Wednesday, September 24, 2014

That old Romantic poetry trope

Sometimes, but not too often, I read literary criticism related to texts I'm actually reading. For example, I'm reading Robert Browning's epic poem thing The Ring and the Book, and I have trolled around JSTOR to find Truth and "The Ring and the Book:" A Negative View by L. J. Swingle, in Victorian Poetry, Vol. 6, No. 3/4, An Issue Commemorative of the Centennial of the Publication of "The Ring and the Book" (Autumn-Winter, 1968), pp. 259-269.

It's an interesting set of claims about Browning's poem, is this article. I don't know who L. J. Swingle is/was, aside from someone with a lot of Romantic poetry criticism publication credits, and I think a faculty appointment (at least at one time) at the University of Kentucky. Credentials aside, Swingle seems to have made a pretty intelligent reading of The Ring and the Book and makes a pretty good case that Browning's aims in the poem were not epistemological, but were rather ontological. That is, Ring is not (contrary to the great bulk of 20th-century interpretation of the poem) about how truth is subjective, but it is instead about how existence is fleeting and the great strength of art is the ability to bring back to life persons and events that have passed into the shadow world of things forgotten. I accidentally quoted Browning saying that very thing in a prior post about the poem. So being rather than truth is Browning's concern here. The quality of having been real is what matters about his characters, not what they might try to convince us of. Browning has already told us, in Book I, what is true, who is lying and who is not. There is no question of the truth--objective truth it is, too--for the author of the poem. There is no question to be answered at all. Browning is bringing people to life, showing us how life passes and is forgotten, and reminding us that we too, etc. That old Romantic poetry trope, you see?

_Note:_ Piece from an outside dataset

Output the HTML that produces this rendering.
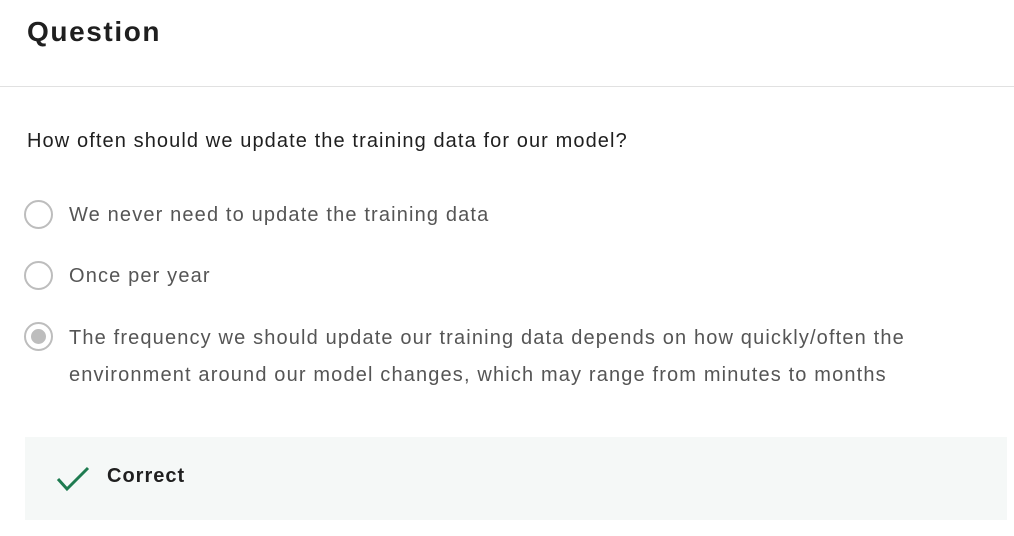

Do I quote more of the poem to illustrate Swingle's claims, or do I just let you find the article on your own, you imaginary persons who are interested in this argument? Well, I'll just hit "publish" and move on.


  1. You touch upon an intriguing dilemma: do we read criticism of the texts we are reading, or do we allow ourselves the freedom to form our own opinions about those texts? That dilemma still bugs me. There are some days that I wish I never became an English major and teacher; I had to read all that criticism (much of it was crap -- especially beginning with critics writing in the 80s), and now -- when I read familiar texts -- the voices of those critics sneak in at the oddest moments. Ah, to be a naïve reader once again! I could be my own "new critic" and find my own way -- until I yield to temptation and seek out the newer critics.

    1. I had to stop worrying about the purity of my reading experience when I realized it was getting in the way of deciding what to have for dinner. Priorities, man. Priorities.